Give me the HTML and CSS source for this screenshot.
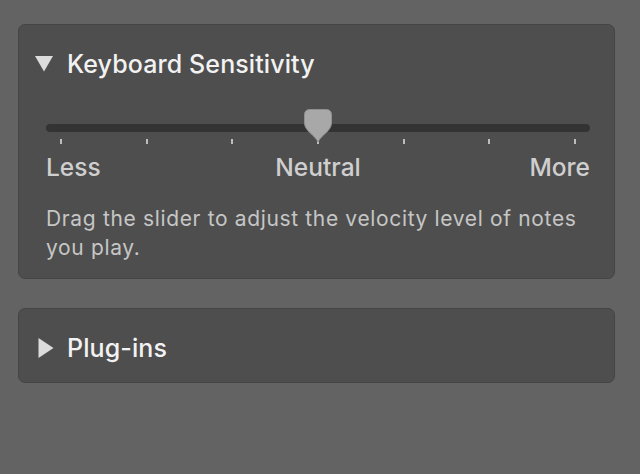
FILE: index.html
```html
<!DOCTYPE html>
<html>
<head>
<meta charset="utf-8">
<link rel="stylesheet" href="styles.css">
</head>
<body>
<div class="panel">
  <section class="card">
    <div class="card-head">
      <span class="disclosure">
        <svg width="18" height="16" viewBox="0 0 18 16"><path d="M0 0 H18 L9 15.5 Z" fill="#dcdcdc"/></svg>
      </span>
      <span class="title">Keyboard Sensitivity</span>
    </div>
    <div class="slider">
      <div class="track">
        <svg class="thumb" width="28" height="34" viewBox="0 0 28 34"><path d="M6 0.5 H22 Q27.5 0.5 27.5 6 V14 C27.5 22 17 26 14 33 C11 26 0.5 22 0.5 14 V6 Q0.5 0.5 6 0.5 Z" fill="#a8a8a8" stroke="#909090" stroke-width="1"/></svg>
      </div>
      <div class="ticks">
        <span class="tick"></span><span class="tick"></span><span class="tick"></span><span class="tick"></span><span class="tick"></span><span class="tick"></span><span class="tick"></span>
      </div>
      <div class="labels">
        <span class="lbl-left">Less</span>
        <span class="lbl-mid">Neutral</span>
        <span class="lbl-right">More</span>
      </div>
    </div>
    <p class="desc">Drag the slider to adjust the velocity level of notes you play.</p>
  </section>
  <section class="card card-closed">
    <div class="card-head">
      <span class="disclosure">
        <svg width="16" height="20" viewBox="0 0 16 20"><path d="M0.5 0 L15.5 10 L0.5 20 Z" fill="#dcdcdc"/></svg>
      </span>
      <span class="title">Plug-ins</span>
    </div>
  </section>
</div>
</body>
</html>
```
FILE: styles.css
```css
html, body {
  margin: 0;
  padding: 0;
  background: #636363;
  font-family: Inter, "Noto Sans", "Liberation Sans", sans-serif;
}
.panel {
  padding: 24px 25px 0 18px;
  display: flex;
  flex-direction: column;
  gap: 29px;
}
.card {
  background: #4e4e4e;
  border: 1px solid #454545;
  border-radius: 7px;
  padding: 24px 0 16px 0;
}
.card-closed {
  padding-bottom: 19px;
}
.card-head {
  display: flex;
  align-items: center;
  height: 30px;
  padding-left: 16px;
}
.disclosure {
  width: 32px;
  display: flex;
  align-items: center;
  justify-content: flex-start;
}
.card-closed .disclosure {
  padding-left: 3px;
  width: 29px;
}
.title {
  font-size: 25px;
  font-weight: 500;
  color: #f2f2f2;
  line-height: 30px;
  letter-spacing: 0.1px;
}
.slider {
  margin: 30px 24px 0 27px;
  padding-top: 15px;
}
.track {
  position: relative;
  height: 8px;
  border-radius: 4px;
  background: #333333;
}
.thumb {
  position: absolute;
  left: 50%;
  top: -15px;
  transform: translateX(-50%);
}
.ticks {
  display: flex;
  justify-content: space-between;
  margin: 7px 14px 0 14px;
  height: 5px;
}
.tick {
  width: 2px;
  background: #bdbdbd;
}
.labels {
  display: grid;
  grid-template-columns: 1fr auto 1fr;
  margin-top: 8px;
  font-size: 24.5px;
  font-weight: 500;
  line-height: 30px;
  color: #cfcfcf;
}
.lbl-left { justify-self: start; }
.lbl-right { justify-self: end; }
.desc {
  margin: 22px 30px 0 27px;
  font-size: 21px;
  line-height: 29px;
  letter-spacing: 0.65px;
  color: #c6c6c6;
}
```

REQUEST
Return the material exactly as given, apart from the pictures.

COMPLETED EXERCISE
Give me the HTML and CSS source for this screenshot.
FILE: index.html
```html
<!DOCTYPE html>
<html>
<head>
<meta charset="utf-8">
<link rel="stylesheet" href="styles.css">
</head>
<body>
<div class="panel">
  <section class="card">
    <div class="card-head">
      <span class="disclosure">
        <svg width="18" height="16" viewBox="0 0 18 16"><path d="M0 0 H18 L9 15.5 Z" fill="#dcdcdc"/></svg>
      </span>
      <span class="title">Keyboard Sensitivity</span>
    </div>
    <div class="slider">
      <div class="track">
        <svg class="thumb" width="28" height="34" viewBox="0 0 28 34"><path d="M6 0.5 H22 Q27.5 0.5 27.5 6 V14 C27.5 22 17 26 14 33 C11 26 0.5 22 0.5 14 V6 Q0.5 0.5 6 0.5 Z" fill="#a8a8a8" stroke="#909090" stroke-width="1"/></svg>
      </div>
      <div class="ticks">
        <span class="tick"></span><span class="tick"></span><span class="tick"></span><span class="tick"></span><span class="tick"></span><span class="tick"></span><span class="tick"></span>
      </div>
      <div class="labels">
        <span class="lbl-left">Less</span>
        <span class="lbl-mid">Neutral</span>
        <span class="lbl-right">More</span>
      </div>
    </div>
    <p class="desc">Drag the slider to adjust the velocity level of notes you play.</p>
  </section>
  <section class="card card-closed">
    <div class="card-head">
      <span class="disclosure">
        <svg width="16" height="20" viewBox="0 0 16 20"><path d="M0.5 0 L15.5 10 L0.5 20 Z" fill="#dcdcdc"/></svg>
      </span>
      <span class="title">Plug-ins</span>
    </div>
  </section>
</div>
</body>
</html>
```
FILE: styles.css
```css
html, body {
  margin: 0;
  padding: 0;
  background: #636363;
  font-family: Inter, "Noto Sans", "Liberation Sans", sans-serif;
}
.panel {
  padding: 24px 25px 0 18px;
  display: flex;
  flex-direction: column;
  gap: 29px;
}
.card {
  background: #4e4e4e;
  border: 1px solid #454545;
  border-radius: 7px;
  padding: 24px 0 16px 0;
}
.card-closed {
  padding-bottom: 19px;
}
.card-head {
  display: flex;
  align-items: center;
  height: 30px;
  padding-left: 16px;
}
.disclosure {
  width: 32px;
  display: flex;
  align-items: center;
  justify-content: flex-start;
}
.card-closed .disclosure {
  padding-left: 3px;
  width: 29px;
}
.title {
  font-size: 25px;
  font-weight: 500;
  color: #f2f2f2;
  line-height: 30px;
  letter-spacing: 0.1px;
}
.slider {
  margin: 30px 24px 0 27px;
  padding-top: 15px;
}
.track {
  position: relative;
  height: 8px;
  border-radius: 4px;
  background: #333333;
}
.thumb {
  position: absolute;
  left: 50%;
  top: -15px;
  transform: translateX(-50%);
}
.ticks {
  display: flex;
  justify-content: space-between;
  margin: 7px 14px 0 14px;
  height: 5px;
}
.tick {
  width: 2px;
  background: #bdbdbd;
}
.labels {
  display: grid;
  grid-template-columns: 1fr auto 1fr;
  margin-top: 8px;
  font-size: 24.5px;
  font-weight: 500;
  line-height: 30px;
  color: #cfcfcf;
}
.lbl-left { justify-self: start; }
.lbl-right { justify-self: end; }
.desc {
  margin: 22px 30px 0 27px;
  font-size: 21px;
  line-height: 29px;
  letter-spacing: 0.65px;
  color: #c6c6c6;
}
```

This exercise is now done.